Arquitecturas del lugar (I) El emparrado


Santiago Rusiñol (1861– 1931) El emparrado (1914)

He aquí una arquitectura especialmente concebida para el deambular de modo simple, noble y grato.
Las sendas se desarrollan en magnitud conforme tanto en lo que refiere a la profundidad perspectiva (generosa, pero sin exceso de hondura), una amplitud merecedora del encuentro interpersonal y una altura ajustada (holgada, aunque permite apreciar los pormenores de detalle con suficiente proximidad).
Los pormenores amenos de la vegetación están al alcance de la mano, lo que supone un acuerdo tácito con los viandantes que supone en estos un comportamiento educado. La estructura construida acondiciona un interior practicable beneficiado por la sombra, a la vez que articula con los exteriores profusamente cultivados que se reservan a la contemplación a distancia.
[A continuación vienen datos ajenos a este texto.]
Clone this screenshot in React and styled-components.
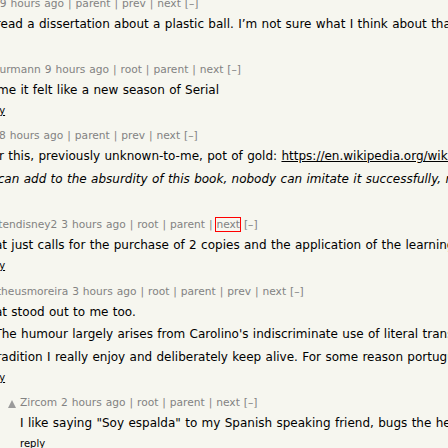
import React from "react";
import styled, { createGlobalStyle } from "styled-components";

const GlobalStyle = createGlobalStyle`
  html, body {
    margin: 0;
    padding: 0;
    width: 448px;
    height: 448px;
    overflow: hidden;
    background: #f6f6ef;
  }
  body {
    font-family: "DejaVu Sans", Verdana, "Noto Sans", sans-serif;
    word-spacing: 0.034em;
  }
`;

const Thread = styled.div`
  display: flex;
  flex-direction: column;
  margin: -3px 0 0 -116px;
`;

const CommentRow = styled.div`
  display: flex;
  align-items: flex-start;
  padding-left: ${(p) => p.$level * 40}px;
  padding-bottom: 9.5px;
  white-space: nowrap;
`;

const VoteCell = styled.div`
  flex: none;
  width: 16px;
  display: flex;
  justify-content: center;
  padding-top: 3px;
`;

const Content = styled.div`
  display: flex;
  flex-direction: column;
`;

const Comhead = styled.div`
  font-size: 8pt;
  line-height: 14px;
  height: 14px;
  color: #828282;
`;

const HeadLink = styled.a`
  color: #828282;
  text-decoration: none;
  outline: ${(p) => (p.$focused ? "1px solid #f00" : "none")};
`;

const CommText = styled.div`
  margin-top: 2px;
  font-size: 12px;
  line-height: 22.7px;
  color: #000;
`;

const Para = styled.div`
  font-style: ${(p) => (p.$italic ? "italic" : "normal")};
`;

const TextLink = styled.a`
  color: #000;
  text-decoration: underline;
`;

const Reply = styled.div`
  font-size: 10px;
  line-height: 18px;
  height: 18px;
`;

const ReplyLink = styled.a`
  color: #000;
  text-decoration: underline;
`;

const Arrow = () => (
  <svg width="10" height="10" viewBox="0 0 10 10" aria-hidden="true">
    <polygon points="5,1 9,9 1,9" fill="#9a9a9a" />
  </svg>
);

const comments = [
  {
    level: 1,
    user: "mikewarot",
    age: "9 hours ago",
    navs: ["parent", "prev", "next"],
    paras: [
      { text: "So I also read a dissertation about a plastic ball. I’m not sure what I think about that." },
    ],
  },
  {
    level: 2,
    user: "Schurmann",
    age: "9 hours ago",
    navs: ["root", "parent", "next"],
    paras: [{ text: "To me it felt like a new season of Serial" }],
  },
  {
    level: 1,
    user: "mikeweiss",
    age: "8 hours ago",
    navs: ["parent", "prev", "next"],
    paras: [
      {
        text: "Thanks for this, previously unknown-to-me, pot of gold: ",
        link: "https://en.wikipedia.org/wiki/English_as_She_Is_Spoke",
      },
      {
        italic: true,
        text: "“Nothing can add to the absurdity of this book, nobody can imitate it successfully, nobody can hope to equal it.”",
      },
    ],
  },
  {
    level: 2,
    user: "waltendisney2",
    age: "3 hours ago",
    navs: ["root", "parent", "next"],
    focused: "next",
    paras: [
      { text: "That just calls for the purchase of 2 copies and the application of the learnings therein." },
    ],
  },
  {
    level: 2,
    user: "matheusmoreira",
    age: "3 hours ago",
    navs: ["root", "parent", "prev", "next"],
    paras: [
      { text: "That stood out to me too." },
      { text: "> The humour largely arises from Carolino's indiscriminate use of literal translations of Portuguese idioms." },
      { text: "a tradition I really enjoy and deliberately keep alive. For some reason portuguese speakers find it hilarious." },
    ],
  },
  {
    level: 3,
    user: "Zircom",
    age: "2 hours ago",
    navs: ["root", "parent", "next"],
    paras: [
      { text: "I like saying \"Soy espalda\" to my Spanish speaking friend, bugs the hell out of them." },
    ],
  },
];

const Comment = ({ c }) => (
  <CommentRow $level={c.level}>
    <VoteCell>
      <Arrow />
    </VoteCell>
    <Content>
      <Comhead>
        <HeadLink href="#">{c.user}</HeadLink> <HeadLink href="#">{c.age}</HeadLink>
        {c.navs.map((n) => (
          <React.Fragment key={n}>
            {" | "}
            <HeadLink href="#" $focused={c.focused === n}>
              {n}
            </HeadLink>
          </React.Fragment>
        ))}{" "}
        <HeadLink href="#">[–]</HeadLink>
      </Comhead>
      <CommText>
        {c.paras.map((p, i) => (
          <Para key={i} $italic={p.italic}>
            {p.text}
            {p.link && <TextLink href="#">{p.link}</TextLink>}
          </Para>
        ))}
      </CommText>
      <Reply>
        <ReplyLink href="#">reply</ReplyLink>
      </Reply>
    </Content>
  </CommentRow>
);

export default function App() {
  return (
    <>
      <GlobalStyle />
      <Thread>
        {comments.map((c, i) => (
          <Comment key={i} c={c} />
        ))}
      </Thread>
    </>
  );
}
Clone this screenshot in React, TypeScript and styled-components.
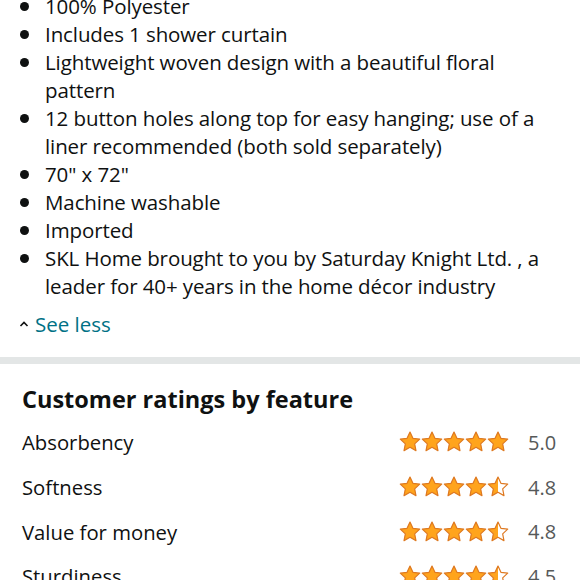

Los adentramientos propios de este emparrado suponen un vagabundeo lento, una respiración pausada y una calma atención estética.
El emparrado, tal como luce en la pintura, es un paisaje que ha alejado dos importantes elementos estructurales: el cielo y el horizonte. Esto resulta en una proximidad terrestre generalizada, un rincón multicolor en donde las plantaciones son protagonistas de la conformación del lugar. Por ello, todo lo que está por aparecer es el detalle de deleite que nos salta al paso, al cambio de rumbo, al azar gozoso de la mirada. Recíprocamente, la memoria y el olvido se pierden en una lejanía que deja, al menos por un instante, de acecharnos.
Es una celebración de las fragancias, de las sombras reparadoras, de la inspiración morosa, de los rumores agradables al ánimo. No por casualidad, el autor de la ilustración es, a la vez, pintor, poeta y dramaturgo. Puso allí su atención sensible y nosotros estamos en deuda para siempre con ello.
Mientras tanto, del otro lado de la tela pintada, todo es una fiesta de las luces fragmentadas, las penumbras hondas y las sombras que a toda la piel gratifica.